New Thermostat, waterpump, radiator, burped, No flow?
#1
New Thermostat, waterpump, radiator, burped, No flow?
Ok, here we go... I bought my v6 3.0 1989 toyota pickup about 4 months ago, the PO stated it ran fine, and it was great. Drove it two months with no problems at all, decided to take it on a little trip, hit the highway for about 50 miles, and then it started overheating on a uphill. Decided it might be the thermostat, bought a oem dual stage from toyota, along with toyota red coolant, and gasket, took the truck in 3 days ago to the mechanic to have it done and ready for a trip this weekend. He started to get into it, and notified me that the PO had not had a thermostat in the truck, he had the housing and that's it. No guts to it, so there was no valve/spring ect. There wasn't any. Restriction there. He then went on to burp the system and it was boiling over at idle and overheating. I told him about the lifting the front end or putting it on a hill to burp it. He said this doesn't need to be done because he has a funnel that brings the water above any low point where air could be trapped so it couldn't be air.

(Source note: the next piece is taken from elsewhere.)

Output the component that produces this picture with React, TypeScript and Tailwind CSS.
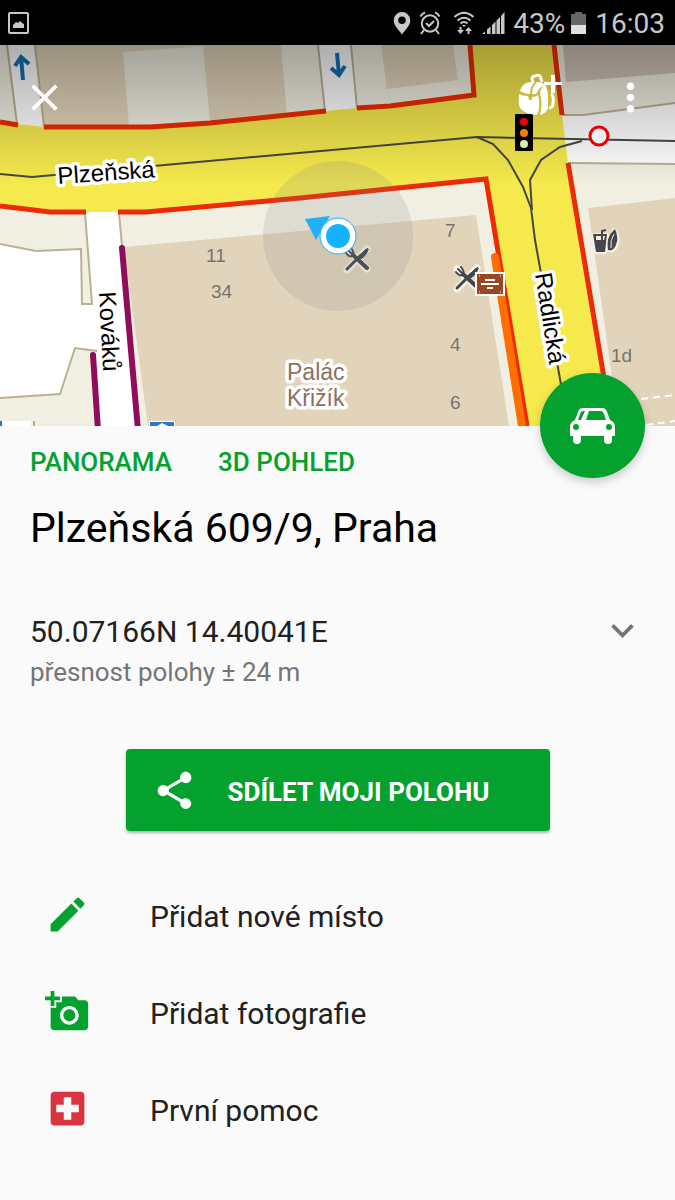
import React from 'react';
import { MdAddAPhoto, MdClose, MdEdit, MdExpandMore, MdLocalHospital, MdMoreVert, MdShare } from 'react-icons/md';

const actions = [
    { label: 'Přidat nové místo', icon: MdEdit, color: 'text-[#04a12f]' },
    { label: 'Přidat fotografie', icon: MdAddAPhoto, color: 'text-[#04a12f]' },
    { label: 'První pomoc', icon: MdLocalHospital, color: 'text-[#d9343f]' },
];

function StatusBar() {
    return (
        <header className="flex h-[45px] items-center justify-between bg-black pr-[10px] pl-2 text-[#c8c8c8]">
            <svg width="22" height="22" viewBox="0 0 22 22" fill="none">
                <rect x="1" y="1" width="19" height="20" rx="1" stroke="currentColor" strokeWidth="2" />
                <path d="M5 16v-3l3-3 2 1 2-2 2 2 2 1v4z" fill="currentColor" />
            </svg>
            <div className="flex items-center text-[28px] leading-[45px]">
                <svg width="18" height="24" viewBox="0 0 18 24" fill="currentColor">
                    <path fillRule="evenodd" d="M9 1a8.300 8.300 0 0 0-8.300 8.300C.7 15 6 19 9 23.500 12 19 17.300 15 17.300 9.300A8.300 8.300 0 0 0 9 1zm0 4.500a3.800 3.800 0 1 1 0 7.600 3.800 3.800 0 0 1 0-7.600z" />
                </svg>
                <svg className="ml-2" width="22" height="24" viewBox="0 0 22 24" fill="none" stroke="currentColor" strokeWidth="2">
                    <circle cx="11" cy="12.500" r="8.200" />
                    <path d="M7 12l3 3 5-5M5 19l-3 4M17 19l3 4" />
                    <path d="M1.500 5.500Q3 2.500 6 1.500M20.500 5.500Q19 2.500 16 1.500" />
                </svg>
                <svg className="ml-3" width="22" height="24" viewBox="0 0 22 24" fill="none" stroke="currentColor" strokeWidth="2">
                    <path d="M1.500 6Q11-2.500 20.500 6M4.500 9.500Q11 4 17.500 9.500M7.500 12.500Q11 9.500 14.500 12.500" />
                    <path d="M9 14h4l-2 2z" fill="currentColor" stroke="none" />
                    <path d="M7.500 16v4M15.500 19v4" />
                    <path d="M4 19h7l-3.500 4zM12 20h7l-3.500-4z" fill="currentColor" stroke="none" />
                </svg>
                <svg className="ml-[6px]" width="24" height="24" viewBox="0 0 24 24" fill="currentColor">
                    <path d="M1 23l3-2.500V23zM6 18.500l3.500-3V23H6zM11 14l3.500-3.500V23H11zM15.500 9.500L19 6v17h-3.500zM20 5l3.500-4v22H20z" />
                </svg>
                <span className="ml-2 pt-0.5">43%</span>
                <svg className="ml-1" width="20" height="24" viewBox="0 0 20 24">
                    <path d="M2 3h4V1h7v2h4v11H2z" fill="#666" />
                    <path d="M2 14h15v9H2z" fill="#e0e0e0" />
                </svg>
                <time className="ml-[6px] pt-0.5">16:03</time>
            </div>
        </header>
    );
}

function Cutlery({ x, y }: { x: number; y: number }) {
    return (
        <g transform={`translate(${x} ${y})`} fill="none" strokeLinecap="round">
            <path d="M-10 11L10-10M-10-9L10 10" stroke="#fff" strokeOpacity="0.7" strokeWidth="7" />
            <g stroke="#43464b">
                <path d="M-10 10L4-4" strokeWidth="3" />
                <path d="M1-2L8-9Q12-12 11-9Q10-4 4 0z" strokeWidth="1" fill="#43464b" />
                <path d="M-4-4L10 9" strokeWidth="4" />
                <path d="M-11-6Q-7-1-4-3Q-2-6-6-11M-9-9L-4-4" strokeWidth="2" />
            </g>
        </g>
    );
}

function StreetMap() {
    return (
        <svg className="block h-full w-full" viewBox="0 45 675 381" preserveAspectRatio="xMidYMid slice" role="img" aria-label="Mapa">
            <defs>
                <linearGradient id="shade" x1="0" y1="0" x2="0" y2="1">
                    <stop offset="0" stopColor="#000" stopOpacity="0.32" />
                    <stop offset="1" stopColor="#000" stopOpacity="0" />
                </linearGradient>
            </defs>
            <rect y="45" width="675" height="381" fill="#f1efe1" />

            {/* buildings */}
            <g fill="#e2d4ba">
                <path d="M36 45H281L287 116L210 122L129 126H44z" />
                <path d="M381 45H453L458 80L387 89z" />
                <path d="M563 45H675V73L566 82z" fill="#cfc3b7" />
                <path d="M124 247L476 215L509 426H148z" />
                <path d="M588 208L675 198V426H619z" />
            </g>
            <path d="M123 52L203 46L210 122L129 126z" fill="#f1efe1" />

            {/* side streets */}
            <g fill="#fff">
                <path d="M7 45H35L44 130H18z" />
                <path d="M318 45H351L357 112H326z" />
                <path d="M560 115L583 114L675 103V164H564z" />
                <path d="M86 210H118L122 246L141 426H97L92 351L75 348L60 394L0 398V244L36 251L81 249L82 304H92z" />
            </g>
            <g fill="none" stroke="#bcb094" strokeWidth="2">
                <path d="M7 45L17 124M35 45L44 127M318 45L325 112M351 45L357 108" />
                <path d="M562 115H583L675 103M568 163L675 164" />
                <path d="M85 213L92 304H82L81 249L36 251L0 244M119 213L122 246M97 351L75 348L60 394L0 398M34 421V426" />
            </g>

            {/* main roads */}
            <path d="M0 122L18 124L44 127H150L210 123L326 111L357 108L474 95L471 45H554L562 115L568 163L612 426H526L487 178L300 198L146 212H50L0 206z" fill="#f5e94d" />
            <g fill="none" stroke="#ee2b00" strokeWidth="5">
                <path d="M0 122L18 125M44 127H150L210 123L326 111M357 108L390 106L474 95L470 45M554 45L562 115" />
                <path d="M0 206L50 212H86M118 212H146L300 198L486 179L527 426M568 163L612 426" />
            </g>
            <path d="M495 257L522 426" stroke="#ff6f00" strokeWidth="8" strokeLinecap="round" />
            <g stroke="#8f0d5b" strokeWidth="6" strokeLinecap="round">
                <path d="M122 248L138 430M93 355L98 430" />
            </g>
            <g fill="none" stroke="#484840" strokeWidth="2">
                <path d="M0 174L32 177L477 137L675 141" />
                <path d="M477 137L493 144L508 160L523 187L531 208L535 240L562 390" />
                <path d="M532 210L530 180L541 160L560 147L582 141" />
            </g>
            <path d="M641 399L675 395M646 425L675 421" stroke="#fff" strokeWidth="2" strokeDasharray="7 5" />

            {/* one-way arrows */}
            <g fill="none" stroke="#1470b4" strokeWidth="4">
                <path d="M23 80L21 57M15 66L21 57L29 64" />
                <path d="M337 53L339 75M331 68L339 75L345 66" />
            </g>

            {/* stops at the bottom edge */}
            <path d="M149 421H175V426H149z" fill="#fff" />
            <path d="M0 421H2V426H0zM150 422H174V426H150z" fill="#2777c4" />
            <path d="M2 421H31V426H2zM157 426L162 423L168 426z" fill="#fff" />

            <g fontSize="19" fill="#777471" fontFamily='"Liberation Sans", Arial, sans-serif'>
                <text x="206" y="262">11</text>
                <text x="211" y="298">34</text>
                <text x="445" y="237">7</text>
                <text x="450" y="351">4</text>
                <text x="450" y="409">6</text>
                <text x="611" y="362">1d</text>
            </g>

            <Cutlery x={357} y={259} />
            <Cutlery x={467} y={278} />
            <rect x="476" y="273" width="28" height="22" fill="#9a4623" stroke="#fff" strokeWidth="2" />
            <path d="M485 280H495M481 284H499M487 288H493" stroke="#fff" strokeWidth="2" />
            <path d="M479 276h1M500 276h1M479 292h1M500 292h1" stroke="#fff" />
            <g stroke="#fff" strokeOpacity="0.7" strokeWidth="4" strokeLinejoin="round" fill="none">
                <path d="M594 235H607L605 252H596zM610 249Q610 239 614 230Q620 239 616 246Q613 252 609 250z" />
            </g>
            <path d="M593 234H607L605 252H596z" fill="#43464b" />
            <path d="M596 236H605L604 240H596z" fill="#f4eee0" />
            <path d="M602 241V231L606 230" fill="none" stroke="#43464b" strokeWidth="2" />
            <path d="M608 250Q606 237 613 231L615 229Q619 238 616 245Q613 252 608 250z" fill="#43464b" />
            <path d="M611 248Q610 240 614 234" fill="none" stroke="#f4eee0" strokeWidth="1" />

            <circle cx="338" cy="236" r="75" fill="#78828a" fillOpacity="0.17" />
            <path d="M305 219L330 216L316 240z" fill="#22b0fb" />
            <circle cx="338" cy="236" r="18" fill="#fff" stroke="#22b0fb" strokeWidth="1" />
            <circle cx="338" cy="236" r="12" fill="#14b3ff" />

            <rect y="45" width="675" height="140" fill="url(#shade)" />

            <g stroke="#fff" strokeWidth="7" strokeLinejoin="round" paintOrder="stroke" fontFamily='"Liberation Sans", Arial, sans-serif'>
                <g fontSize="23" fill="#8b715e">
                    <text x="287" y="380">Palác</text>
                    <text x="287" y="406">Křižík</text>
                </g>
                <g fontSize="24" fill="#000">
                    <text transform="translate(58 184) rotate(-4)">Plzeňská</text>
                    <text transform="translate(99 292) rotate(87)">Kováků</text>
                    <text transform="translate(535 274) rotate(81)">Radlická</text>
                </g>
            </g>

            <rect x="515" y="114" width="18" height="37" rx="1" />
            <circle cx="524" cy="122" r="4" fill="#f00000" />
            <circle cx="524" cy="133" r="4" fill="#f48000" />
            <circle cx="524" cy="144" r="4" fill="#d2ecbc" />
            <circle cx="599" cy="136" r="9" fill="#f0f0f0" stroke="#e80008" strokeWidth="3" />
        </svg>
    );
}

function BackpackIcon() {
    return (
        <svg width="46" height="46" viewBox="0 0 46 46" fill="#fff">
            <path d="M17 8L16 5Q16 2 19 2L22 1Q25 2 25 5L26 8" fill="none" stroke="#fff" strokeWidth="3" />
            <path d="M4 17Q6 8 16 8L19 8Q14 12 14 20Q8 20 4 17z" />
            <path d="M21 8Q27 8 30 12Q31 15 32 20V34Q31 39 24 41Q27 29 24 20Q24 14 28 12Q23 13 21 19Q19 21 16 20Q16 12 21 8z" />
            <path d="M3 20Q7 22 12 22L13 26H16V23Q20 23 22 21Q25 31 21 41Q9 40 4 34Q2 29 3 20z" />
            <path d="M35 20Q38 22 37 29Q37 34 33 34" fill="none" stroke="#fff" strokeWidth="3" />
            <path d="M35 1h4v7h7v3h-7v8h-4v-8h-7V8h7z" />
        </svg>
    );
}

function CarIcon() {
    return (
        <svg width="45" height="36" viewBox="0 0 45 36" fill="#fff">
            <path fillRule="evenodd" d="M13 0H32Q36 0 37 4L40 12Q45 14 45 19V28H42V32Q42 36 38 36Q34 36 34 32V28H11V32Q11 36 7 36Q3 36 3 32V28H0V19Q0 14 5 12L8 4Q9 0 13 0zM13 3Q11 3 10 6L8 12H11L15 3zM19 3L16 12H36L34 6Q33 3 31 3zM6 16A3 3 0 1 0 6 22A3 3 0 1 0 6 16zM39 16A3 3 0 1 0 39 22A3 3 0 1 0 39 16z" />
        </svg>
    );
}

export default function App() {
    return (
        <div className="min-h-screen bg-[#fafafa] font-[Roboto,sans-serif] text-[#212121]">
            <StatusBar />

            <section className="relative h-[381px]">
                <StreetMap />
                <div className="absolute inset-x-0 top-[29px] flex items-center px-[22px] text-white">
                    <button type="button" aria-label="Zavřít" className="mr-auto"><MdClose size={45} /></button>
                    <button type="button" aria-label="Přidat do batohu" className="mr-[46px]"><BackpackIcon /></button>
                    <button type="button" aria-label="Další možnosti"><MdMoreVert size={45} /></button>
                </div>
                <button type="button" aria-label="Trasa autem" className="absolute right-[30px] -bottom-[52px] flex h-[105px] w-[105px] items-center justify-center rounded-full bg-[#04a12f] shadow-[0_4px_10px_rgba(0,0,0,0.2)]">
                    <CarIcon />
                </button>
            </section>

            <main className="px-[30px] pt-4">
                <div className="flex gap-[46px] text-[26px] leading-10 font-medium text-[#04a12f]">
                    <button type="button">PANORAMA</button>
                    <button type="button">3D POHLED</button>
                </div>
                <h1 className="mt-[18px] text-[41px] leading-[56px] text-black">Plzeňská 609/9, Praha</h1>

                <div className="mt-14 flex items-start justify-between">
                    <div>
                        <p className="text-[30px] leading-10">50.07166N 14.40041E</p>
                        <p className="text-[26px] leading-10 text-[#757575]">přesnost polohy ± 24 m</p>
                    </div>
                    <button type="button" aria-label="Zobrazit více" className="-mt-1 text-[#757575]"><MdExpandMore size={45} /></button>
                </div>

                <button type="button" className="mx-auto mt-[57px] flex h-[82px] w-full max-w-[424px] items-center rounded-[4px] bg-[#04a12f] px-[26px] text-[26px] font-bold text-white shadow-[0_2px_3px_rgba(0,0,0,0.3)]">
                    <MdShare size={45} className="mr-[31px]" />
                    <span className="pt-1">SDÍLET MOJI POLOHU</span>
                </button>

                <ul className="mt-[35px]">
                    {actions.map(({ label, icon: Icon, color }) => (
                        <li key={label}>
                            <button type="button" className="flex h-[97px] w-full items-center gap-[60px] px-[15px] text-left text-[30px]">
                                <Icon size={45} className={color} />
                                <span className="pt-1">{label}</span>
                            </button>
                        </li>
                    ))}
                </ul>
            </main>
        </div>
    );
}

Then he took everything apart again. We put in a new radiator, the old one had deposits inside, and was only flowing 40% so in goes a new one...
water pump was bad needed to be replaced
timing belt was cracked and ready to snap, he replaced that as well
the timing tensioning pulley that touches the smooth side of the timing belt was bad it showed signs of overheating on the puley and timing belt, alot of cracks in it as well
put everything back together and now he's saying its now flowing and there's no air in the system, and there's a clog somewhere.. he's saying it has to be in the block/underneath the intake manifold, and he's going to look into it Monday morning. He's stating its from someone using stop leak in the system which was most likely the PO. But no idea so im not pointing fingers yet.
anyone have any advice of things to check after replacing waterpump, radiator, timing belt, thermostat what to check for now.. what could it be im completely lost..
Then he took everything apart again. We put in a new radiator, the old one had deposits inside, and was only flowing 40% so in goes a new one...
water pump was bad needed to be replaced
timing belt was cracked and ready to snap, he replaced that as well
the timing tensioning pulley that touches the smooth side of the timing belt was bad it showed signs of overheating on the puley and timing belt, alot of cracks in it as well
put everything back together and now he's saying its now flowing and there's no air in the system, and there's a clog somewhere.. he's saying it has to be in the block/underneath the intake manifold, and he's going to look into it Monday morning. He's stating its from someone using stop leak in the system which was most likely the PO. But no idea so im not pointing fingers yet.
anyone have any advice of things to check after replacing waterpump, radiator, timing belt, thermostat what to check for now.. what could it be im completely lost..
Last edited by vanduzerwilliam; May 26, 2012 at 07:13 PM.
#2
I'm not sold on "burping" the system. That only works if the cooling system has no high spots. Any high spot in the system, such as and idle speed control valve, throttle body,heater core ect, and it will still have air in the system. I think any decent/reputable shop (including body shops) will have a vaccu-fill. Take it to a shop that has one and you'll be sure its good. If it still doesn't have flow, your looking at a blockage or something else.
#3
I was talking to him about it and he was saying they filled the area behind the thermostat with fluid, with some tool/device. He's convinced its not air.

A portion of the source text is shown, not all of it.